Extracted information:
☆ ☆ ☆
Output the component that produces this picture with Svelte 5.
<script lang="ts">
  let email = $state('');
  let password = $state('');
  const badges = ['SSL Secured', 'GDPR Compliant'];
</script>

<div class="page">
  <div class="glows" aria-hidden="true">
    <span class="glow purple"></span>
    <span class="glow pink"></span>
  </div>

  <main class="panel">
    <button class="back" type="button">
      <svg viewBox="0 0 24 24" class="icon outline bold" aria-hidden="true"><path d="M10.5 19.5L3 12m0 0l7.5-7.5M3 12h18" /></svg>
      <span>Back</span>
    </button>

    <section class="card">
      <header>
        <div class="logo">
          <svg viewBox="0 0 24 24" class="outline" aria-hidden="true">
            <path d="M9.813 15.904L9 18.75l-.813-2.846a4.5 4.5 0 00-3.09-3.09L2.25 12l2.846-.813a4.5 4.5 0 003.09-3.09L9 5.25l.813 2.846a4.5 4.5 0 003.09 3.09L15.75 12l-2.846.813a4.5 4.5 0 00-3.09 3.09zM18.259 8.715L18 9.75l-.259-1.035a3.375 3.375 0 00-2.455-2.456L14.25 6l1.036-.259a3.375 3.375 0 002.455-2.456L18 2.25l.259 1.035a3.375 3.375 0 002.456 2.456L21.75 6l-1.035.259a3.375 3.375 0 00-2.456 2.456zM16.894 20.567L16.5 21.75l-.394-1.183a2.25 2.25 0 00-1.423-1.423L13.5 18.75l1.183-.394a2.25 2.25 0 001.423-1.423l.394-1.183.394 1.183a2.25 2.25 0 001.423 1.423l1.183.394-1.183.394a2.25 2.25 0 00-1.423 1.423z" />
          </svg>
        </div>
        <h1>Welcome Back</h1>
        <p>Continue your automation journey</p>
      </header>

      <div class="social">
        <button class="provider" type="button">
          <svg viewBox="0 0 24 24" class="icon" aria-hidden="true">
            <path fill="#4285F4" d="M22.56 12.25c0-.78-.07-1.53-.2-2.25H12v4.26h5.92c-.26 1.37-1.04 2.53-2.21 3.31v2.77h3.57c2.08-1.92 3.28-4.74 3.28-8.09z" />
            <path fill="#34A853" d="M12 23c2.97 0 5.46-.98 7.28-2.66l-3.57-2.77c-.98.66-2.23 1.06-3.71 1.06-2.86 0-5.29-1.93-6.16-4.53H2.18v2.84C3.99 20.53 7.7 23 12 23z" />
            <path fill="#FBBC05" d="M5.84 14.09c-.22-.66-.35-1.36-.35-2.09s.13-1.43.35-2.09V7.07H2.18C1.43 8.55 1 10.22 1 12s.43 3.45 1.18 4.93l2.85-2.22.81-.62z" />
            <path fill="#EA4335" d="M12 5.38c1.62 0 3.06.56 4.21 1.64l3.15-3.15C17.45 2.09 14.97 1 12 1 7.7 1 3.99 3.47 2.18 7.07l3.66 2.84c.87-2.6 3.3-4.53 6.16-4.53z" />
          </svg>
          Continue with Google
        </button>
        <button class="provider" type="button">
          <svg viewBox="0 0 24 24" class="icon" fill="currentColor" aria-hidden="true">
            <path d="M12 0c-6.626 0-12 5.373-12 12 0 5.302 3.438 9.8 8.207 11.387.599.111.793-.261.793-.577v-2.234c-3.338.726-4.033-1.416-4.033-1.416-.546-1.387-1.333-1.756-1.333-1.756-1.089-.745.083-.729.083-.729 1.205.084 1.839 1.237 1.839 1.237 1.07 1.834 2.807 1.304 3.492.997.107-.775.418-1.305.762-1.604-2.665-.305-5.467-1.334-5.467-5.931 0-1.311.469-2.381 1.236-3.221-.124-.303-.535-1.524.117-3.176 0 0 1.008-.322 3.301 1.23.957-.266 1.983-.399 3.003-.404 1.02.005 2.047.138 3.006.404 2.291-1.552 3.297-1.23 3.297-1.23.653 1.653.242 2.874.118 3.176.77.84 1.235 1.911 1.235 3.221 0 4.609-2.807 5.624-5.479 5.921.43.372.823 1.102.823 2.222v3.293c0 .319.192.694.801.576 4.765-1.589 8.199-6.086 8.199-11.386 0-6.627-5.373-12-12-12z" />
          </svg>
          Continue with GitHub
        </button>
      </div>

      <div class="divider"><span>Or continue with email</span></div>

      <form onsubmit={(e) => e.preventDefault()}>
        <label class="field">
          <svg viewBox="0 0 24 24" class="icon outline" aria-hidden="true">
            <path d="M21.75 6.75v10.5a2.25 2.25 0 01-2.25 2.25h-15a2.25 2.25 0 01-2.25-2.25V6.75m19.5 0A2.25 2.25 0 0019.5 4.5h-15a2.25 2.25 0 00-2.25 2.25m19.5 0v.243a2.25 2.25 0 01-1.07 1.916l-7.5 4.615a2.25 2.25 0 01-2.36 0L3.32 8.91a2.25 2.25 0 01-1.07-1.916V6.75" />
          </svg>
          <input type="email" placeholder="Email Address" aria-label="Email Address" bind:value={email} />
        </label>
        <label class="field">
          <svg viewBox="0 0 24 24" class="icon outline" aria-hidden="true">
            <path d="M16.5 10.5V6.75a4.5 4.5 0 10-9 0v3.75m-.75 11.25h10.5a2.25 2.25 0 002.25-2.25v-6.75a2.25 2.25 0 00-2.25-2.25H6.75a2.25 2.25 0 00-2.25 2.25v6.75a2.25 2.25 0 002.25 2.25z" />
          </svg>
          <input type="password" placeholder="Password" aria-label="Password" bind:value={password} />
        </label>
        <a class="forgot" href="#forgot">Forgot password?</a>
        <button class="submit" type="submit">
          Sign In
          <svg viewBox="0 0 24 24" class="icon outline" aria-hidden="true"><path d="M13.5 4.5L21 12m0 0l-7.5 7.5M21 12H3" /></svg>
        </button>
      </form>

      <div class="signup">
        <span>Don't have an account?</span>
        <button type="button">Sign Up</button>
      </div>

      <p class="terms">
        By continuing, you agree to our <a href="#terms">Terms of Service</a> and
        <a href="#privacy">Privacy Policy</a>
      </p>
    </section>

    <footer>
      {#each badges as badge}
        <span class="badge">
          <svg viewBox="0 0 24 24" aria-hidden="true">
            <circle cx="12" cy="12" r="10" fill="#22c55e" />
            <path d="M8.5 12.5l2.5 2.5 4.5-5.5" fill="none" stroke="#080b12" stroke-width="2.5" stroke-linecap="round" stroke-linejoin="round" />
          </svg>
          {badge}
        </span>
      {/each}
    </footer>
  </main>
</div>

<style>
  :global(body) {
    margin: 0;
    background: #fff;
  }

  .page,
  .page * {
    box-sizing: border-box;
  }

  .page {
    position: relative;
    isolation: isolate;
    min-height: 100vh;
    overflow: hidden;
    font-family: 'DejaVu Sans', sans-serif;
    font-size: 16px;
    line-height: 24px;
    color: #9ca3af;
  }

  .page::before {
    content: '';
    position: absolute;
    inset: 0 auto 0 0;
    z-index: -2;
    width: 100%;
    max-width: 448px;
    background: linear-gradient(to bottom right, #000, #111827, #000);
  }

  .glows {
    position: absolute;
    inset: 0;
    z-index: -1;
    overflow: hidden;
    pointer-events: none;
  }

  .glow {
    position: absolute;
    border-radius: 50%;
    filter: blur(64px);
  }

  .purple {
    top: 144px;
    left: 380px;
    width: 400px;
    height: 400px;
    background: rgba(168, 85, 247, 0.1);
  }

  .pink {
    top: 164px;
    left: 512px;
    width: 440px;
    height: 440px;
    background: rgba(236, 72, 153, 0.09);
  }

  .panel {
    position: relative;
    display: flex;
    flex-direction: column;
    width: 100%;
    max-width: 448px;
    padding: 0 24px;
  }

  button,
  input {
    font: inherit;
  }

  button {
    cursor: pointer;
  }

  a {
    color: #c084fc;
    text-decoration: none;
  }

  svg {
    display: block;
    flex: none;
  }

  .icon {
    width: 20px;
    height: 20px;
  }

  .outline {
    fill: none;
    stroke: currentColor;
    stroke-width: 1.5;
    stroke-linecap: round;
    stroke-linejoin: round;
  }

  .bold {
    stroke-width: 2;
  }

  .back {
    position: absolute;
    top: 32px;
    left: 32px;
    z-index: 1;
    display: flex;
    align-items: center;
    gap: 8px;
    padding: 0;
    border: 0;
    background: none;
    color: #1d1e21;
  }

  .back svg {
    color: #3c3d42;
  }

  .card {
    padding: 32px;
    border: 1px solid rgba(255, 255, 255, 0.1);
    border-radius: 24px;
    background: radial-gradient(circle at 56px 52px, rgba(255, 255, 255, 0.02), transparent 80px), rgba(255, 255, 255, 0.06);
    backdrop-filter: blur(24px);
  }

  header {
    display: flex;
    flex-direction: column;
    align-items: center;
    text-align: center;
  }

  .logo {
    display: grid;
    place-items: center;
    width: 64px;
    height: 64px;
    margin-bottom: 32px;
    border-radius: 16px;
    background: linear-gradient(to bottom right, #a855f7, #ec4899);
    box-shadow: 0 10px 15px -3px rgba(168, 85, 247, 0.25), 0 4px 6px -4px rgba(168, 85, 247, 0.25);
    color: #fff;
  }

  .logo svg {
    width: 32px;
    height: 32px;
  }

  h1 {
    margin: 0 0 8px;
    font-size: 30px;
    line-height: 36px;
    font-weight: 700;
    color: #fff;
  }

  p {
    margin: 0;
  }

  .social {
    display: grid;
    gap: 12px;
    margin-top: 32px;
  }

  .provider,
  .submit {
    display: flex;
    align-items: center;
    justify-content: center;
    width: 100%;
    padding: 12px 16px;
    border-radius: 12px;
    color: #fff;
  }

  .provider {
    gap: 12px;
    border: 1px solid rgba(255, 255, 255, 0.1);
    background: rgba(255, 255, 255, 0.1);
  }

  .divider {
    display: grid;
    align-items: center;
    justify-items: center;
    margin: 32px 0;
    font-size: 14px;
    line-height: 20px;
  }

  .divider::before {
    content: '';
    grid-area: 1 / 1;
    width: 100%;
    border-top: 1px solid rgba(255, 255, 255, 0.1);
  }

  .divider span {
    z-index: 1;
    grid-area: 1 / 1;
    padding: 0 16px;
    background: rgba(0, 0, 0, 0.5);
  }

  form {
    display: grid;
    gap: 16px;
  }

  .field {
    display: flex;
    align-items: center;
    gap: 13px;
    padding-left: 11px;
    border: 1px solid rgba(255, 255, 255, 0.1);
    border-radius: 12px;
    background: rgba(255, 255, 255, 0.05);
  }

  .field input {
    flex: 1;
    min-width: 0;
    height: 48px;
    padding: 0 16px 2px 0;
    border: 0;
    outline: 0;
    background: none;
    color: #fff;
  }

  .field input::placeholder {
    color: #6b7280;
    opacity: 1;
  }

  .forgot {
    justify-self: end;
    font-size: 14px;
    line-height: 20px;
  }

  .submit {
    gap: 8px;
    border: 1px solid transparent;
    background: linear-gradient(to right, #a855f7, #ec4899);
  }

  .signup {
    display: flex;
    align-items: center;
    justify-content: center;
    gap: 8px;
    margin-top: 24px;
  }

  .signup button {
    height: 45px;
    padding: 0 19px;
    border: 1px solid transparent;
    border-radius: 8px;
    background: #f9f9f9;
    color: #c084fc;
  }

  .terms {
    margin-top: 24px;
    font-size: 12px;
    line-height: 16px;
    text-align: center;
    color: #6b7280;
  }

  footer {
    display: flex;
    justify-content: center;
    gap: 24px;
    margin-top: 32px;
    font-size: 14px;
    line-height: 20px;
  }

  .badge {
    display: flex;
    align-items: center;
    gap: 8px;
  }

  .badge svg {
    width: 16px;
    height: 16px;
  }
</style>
☆ ☆ ☆
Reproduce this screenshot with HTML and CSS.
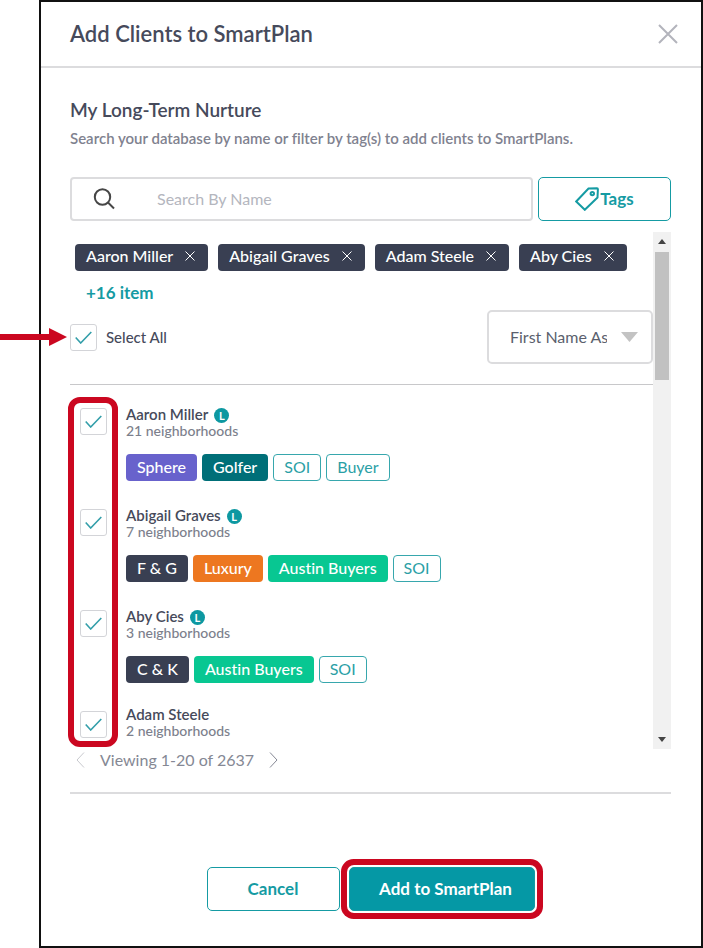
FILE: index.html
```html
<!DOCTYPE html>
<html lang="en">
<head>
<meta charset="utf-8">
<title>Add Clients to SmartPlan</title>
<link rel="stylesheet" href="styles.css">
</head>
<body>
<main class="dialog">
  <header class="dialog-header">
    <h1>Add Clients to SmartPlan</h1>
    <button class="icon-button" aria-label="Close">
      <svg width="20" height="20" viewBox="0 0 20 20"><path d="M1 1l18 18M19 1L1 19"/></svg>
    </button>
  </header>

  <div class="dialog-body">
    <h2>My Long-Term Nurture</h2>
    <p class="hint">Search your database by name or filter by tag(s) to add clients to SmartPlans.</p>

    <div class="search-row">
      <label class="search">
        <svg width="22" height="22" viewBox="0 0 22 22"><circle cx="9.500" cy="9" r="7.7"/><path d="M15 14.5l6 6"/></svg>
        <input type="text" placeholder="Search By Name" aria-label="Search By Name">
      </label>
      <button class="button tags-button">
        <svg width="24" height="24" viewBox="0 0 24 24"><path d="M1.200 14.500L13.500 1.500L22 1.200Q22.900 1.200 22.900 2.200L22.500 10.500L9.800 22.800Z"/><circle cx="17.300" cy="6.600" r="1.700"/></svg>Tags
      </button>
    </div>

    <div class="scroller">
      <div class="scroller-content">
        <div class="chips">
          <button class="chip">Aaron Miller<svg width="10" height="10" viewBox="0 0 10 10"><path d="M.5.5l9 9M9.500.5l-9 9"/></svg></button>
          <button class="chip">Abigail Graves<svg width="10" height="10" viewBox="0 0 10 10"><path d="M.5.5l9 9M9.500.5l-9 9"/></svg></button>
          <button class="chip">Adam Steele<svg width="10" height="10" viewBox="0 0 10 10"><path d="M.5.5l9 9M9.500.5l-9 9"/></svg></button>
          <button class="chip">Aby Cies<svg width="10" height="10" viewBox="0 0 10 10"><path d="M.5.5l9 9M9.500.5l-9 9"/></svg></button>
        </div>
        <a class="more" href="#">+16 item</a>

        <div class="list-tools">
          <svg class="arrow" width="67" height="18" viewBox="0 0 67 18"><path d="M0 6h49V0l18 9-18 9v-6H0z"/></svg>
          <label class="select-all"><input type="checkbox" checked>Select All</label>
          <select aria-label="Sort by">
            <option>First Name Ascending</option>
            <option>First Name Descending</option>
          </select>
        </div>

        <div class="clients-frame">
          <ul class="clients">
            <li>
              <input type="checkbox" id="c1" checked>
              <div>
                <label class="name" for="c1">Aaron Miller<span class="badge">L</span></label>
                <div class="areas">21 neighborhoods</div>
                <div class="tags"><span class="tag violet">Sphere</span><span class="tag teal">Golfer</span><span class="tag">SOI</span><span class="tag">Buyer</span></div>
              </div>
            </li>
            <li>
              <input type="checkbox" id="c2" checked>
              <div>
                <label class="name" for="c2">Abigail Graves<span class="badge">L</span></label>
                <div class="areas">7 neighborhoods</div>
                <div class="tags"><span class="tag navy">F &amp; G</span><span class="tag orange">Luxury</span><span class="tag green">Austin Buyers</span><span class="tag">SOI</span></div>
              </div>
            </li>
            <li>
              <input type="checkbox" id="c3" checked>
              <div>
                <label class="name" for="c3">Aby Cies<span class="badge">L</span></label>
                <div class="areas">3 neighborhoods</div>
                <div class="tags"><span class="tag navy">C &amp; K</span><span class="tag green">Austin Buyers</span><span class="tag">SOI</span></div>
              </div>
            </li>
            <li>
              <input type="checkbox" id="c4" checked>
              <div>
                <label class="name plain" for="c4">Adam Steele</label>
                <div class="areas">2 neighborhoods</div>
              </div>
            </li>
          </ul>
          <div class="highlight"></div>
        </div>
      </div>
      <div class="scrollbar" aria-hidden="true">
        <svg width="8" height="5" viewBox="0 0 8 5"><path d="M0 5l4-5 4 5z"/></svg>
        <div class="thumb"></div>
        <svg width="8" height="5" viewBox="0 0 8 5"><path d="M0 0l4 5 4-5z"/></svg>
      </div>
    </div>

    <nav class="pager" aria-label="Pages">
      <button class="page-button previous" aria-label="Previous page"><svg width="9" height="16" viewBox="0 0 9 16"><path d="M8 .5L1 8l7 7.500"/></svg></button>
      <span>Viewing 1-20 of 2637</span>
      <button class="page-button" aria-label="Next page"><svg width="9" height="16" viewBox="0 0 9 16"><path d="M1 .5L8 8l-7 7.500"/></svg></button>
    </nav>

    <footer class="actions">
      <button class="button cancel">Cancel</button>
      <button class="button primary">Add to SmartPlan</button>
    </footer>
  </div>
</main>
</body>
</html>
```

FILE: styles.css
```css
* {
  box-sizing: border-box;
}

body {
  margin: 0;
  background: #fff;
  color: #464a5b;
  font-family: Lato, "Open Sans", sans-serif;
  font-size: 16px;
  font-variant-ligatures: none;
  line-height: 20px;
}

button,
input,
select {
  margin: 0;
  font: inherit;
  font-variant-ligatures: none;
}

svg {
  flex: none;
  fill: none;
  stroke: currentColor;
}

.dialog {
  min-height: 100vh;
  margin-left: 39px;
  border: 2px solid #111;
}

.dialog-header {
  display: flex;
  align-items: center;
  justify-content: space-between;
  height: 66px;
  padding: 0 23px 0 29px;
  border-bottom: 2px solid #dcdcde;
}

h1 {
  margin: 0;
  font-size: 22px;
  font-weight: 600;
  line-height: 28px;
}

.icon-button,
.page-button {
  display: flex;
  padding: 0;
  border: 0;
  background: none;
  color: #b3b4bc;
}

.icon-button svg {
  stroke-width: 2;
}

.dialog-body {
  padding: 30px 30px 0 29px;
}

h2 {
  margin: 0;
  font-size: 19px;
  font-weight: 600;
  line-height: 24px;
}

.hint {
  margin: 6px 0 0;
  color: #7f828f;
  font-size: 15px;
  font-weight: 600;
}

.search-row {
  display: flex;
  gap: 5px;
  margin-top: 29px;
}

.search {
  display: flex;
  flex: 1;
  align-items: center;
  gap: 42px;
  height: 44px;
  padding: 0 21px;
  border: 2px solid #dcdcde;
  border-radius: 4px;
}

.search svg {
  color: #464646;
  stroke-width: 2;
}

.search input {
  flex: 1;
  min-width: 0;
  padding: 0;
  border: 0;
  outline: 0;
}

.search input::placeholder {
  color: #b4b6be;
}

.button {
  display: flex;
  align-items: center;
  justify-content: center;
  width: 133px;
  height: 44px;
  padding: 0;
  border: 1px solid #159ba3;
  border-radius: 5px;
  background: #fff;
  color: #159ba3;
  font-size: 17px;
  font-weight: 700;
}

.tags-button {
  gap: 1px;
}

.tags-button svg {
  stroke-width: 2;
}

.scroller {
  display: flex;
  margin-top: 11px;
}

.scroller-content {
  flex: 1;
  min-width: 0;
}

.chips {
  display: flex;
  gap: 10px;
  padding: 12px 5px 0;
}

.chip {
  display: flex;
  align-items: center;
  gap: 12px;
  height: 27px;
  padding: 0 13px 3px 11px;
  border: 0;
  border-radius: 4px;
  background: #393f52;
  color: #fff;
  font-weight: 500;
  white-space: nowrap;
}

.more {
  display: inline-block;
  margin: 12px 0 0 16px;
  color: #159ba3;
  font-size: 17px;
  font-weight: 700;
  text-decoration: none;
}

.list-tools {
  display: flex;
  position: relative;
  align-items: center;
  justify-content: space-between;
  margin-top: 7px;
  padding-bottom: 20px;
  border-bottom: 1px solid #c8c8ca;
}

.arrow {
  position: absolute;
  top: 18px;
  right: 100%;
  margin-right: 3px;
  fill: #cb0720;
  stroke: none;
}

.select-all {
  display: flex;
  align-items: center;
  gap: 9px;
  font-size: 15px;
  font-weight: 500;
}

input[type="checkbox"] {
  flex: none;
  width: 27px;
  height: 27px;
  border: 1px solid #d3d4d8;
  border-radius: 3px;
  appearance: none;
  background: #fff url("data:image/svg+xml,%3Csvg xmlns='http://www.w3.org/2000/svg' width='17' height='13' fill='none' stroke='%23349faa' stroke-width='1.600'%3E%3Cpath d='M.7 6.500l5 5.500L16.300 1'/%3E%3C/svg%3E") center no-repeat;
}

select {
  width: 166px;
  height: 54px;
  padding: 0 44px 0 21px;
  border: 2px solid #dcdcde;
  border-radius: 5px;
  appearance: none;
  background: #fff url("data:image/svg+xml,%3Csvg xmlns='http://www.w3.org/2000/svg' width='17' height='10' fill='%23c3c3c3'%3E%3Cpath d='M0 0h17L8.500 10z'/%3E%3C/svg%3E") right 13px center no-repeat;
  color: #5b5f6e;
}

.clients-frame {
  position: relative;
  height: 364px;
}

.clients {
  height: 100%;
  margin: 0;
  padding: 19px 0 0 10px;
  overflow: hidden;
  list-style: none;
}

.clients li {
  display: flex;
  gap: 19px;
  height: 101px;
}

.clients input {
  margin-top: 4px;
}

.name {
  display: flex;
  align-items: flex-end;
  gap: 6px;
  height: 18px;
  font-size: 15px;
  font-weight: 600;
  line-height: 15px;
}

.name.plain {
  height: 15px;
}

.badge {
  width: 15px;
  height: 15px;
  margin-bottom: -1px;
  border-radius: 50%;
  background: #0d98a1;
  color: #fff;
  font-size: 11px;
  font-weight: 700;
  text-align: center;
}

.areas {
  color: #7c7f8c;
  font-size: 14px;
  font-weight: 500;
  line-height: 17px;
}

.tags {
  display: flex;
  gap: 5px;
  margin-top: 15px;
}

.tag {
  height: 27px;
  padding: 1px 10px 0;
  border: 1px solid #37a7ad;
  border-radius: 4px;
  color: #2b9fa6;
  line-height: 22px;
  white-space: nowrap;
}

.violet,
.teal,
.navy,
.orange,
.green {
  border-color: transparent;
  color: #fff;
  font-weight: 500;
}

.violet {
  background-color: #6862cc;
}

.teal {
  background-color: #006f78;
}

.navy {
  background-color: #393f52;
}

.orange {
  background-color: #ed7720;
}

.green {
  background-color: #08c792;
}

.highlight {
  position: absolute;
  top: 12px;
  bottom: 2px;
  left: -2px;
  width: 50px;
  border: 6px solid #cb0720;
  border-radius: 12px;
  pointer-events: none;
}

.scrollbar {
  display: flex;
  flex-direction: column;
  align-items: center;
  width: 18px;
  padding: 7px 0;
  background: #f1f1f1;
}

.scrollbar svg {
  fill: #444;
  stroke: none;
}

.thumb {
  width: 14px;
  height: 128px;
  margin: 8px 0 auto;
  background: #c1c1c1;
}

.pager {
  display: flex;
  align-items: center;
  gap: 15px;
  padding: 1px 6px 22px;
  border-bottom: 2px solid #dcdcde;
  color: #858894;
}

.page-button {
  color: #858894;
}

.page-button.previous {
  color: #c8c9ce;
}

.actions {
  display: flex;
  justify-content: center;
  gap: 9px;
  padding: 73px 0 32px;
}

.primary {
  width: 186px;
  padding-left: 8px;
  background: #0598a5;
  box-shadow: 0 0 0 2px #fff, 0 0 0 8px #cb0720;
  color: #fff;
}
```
☆ ☆ ☆
Brief: Of all the lines in the material above, how many contain the word "with"? Give only the count.

Response: 5